Q: Can China create some parallel structure to trading relations with the U.S., building on the TPP with stronger ties to the E.U.?
Answer: I just don’t see it, as in the end, despite China’s big check book. And I don’t see it as U.S. strategic, historic and cultural relations just run so deep still for so many countries. If the E.U. has to choose between the US and China, it will always side with the U.S., because of the U.S. strategic umbrella, but also the dominance still of the U.S. dollar, and U.S.-dominated global financial architecture at least – in the U.S. Treasury we still all trust.
Q: And what is the biggest risk to Trump’s protectionist agenda?

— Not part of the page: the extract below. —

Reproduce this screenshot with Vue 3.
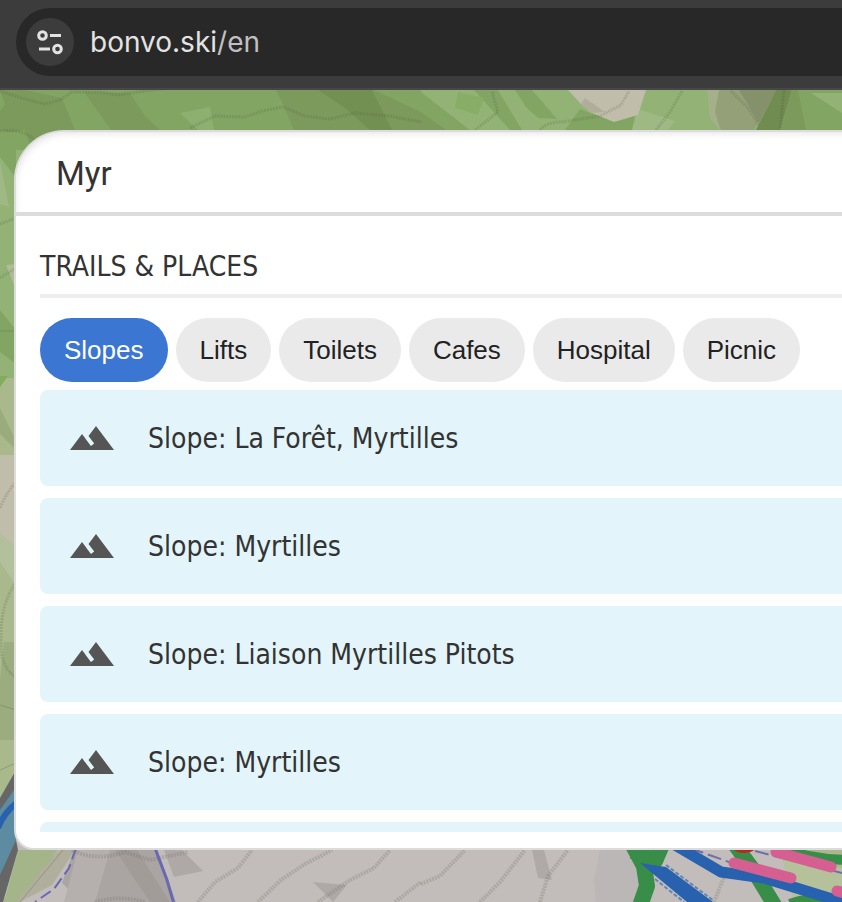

Answer: Special counsel Robert S. Mueller, as Trump is now trampling on so many entrenched vested interests, that Washington, D.C., elites might just feel that his agenda is just too radical and that the easier option is now to let Mueller do his job, and allow Trump to be moved aside. Perhaps the surprise move on tariffs was driven by the fact that the Mueller investigation was getting closer to the bone, and Trump had to mix things up again. Interesting now that Kim’s surprise move to reach out to Trump likely has bought Trump some time yet, as it seems unlikely Mueller would be unlikely to move while the chances of some peace deal on the Korean peninsula was within reach.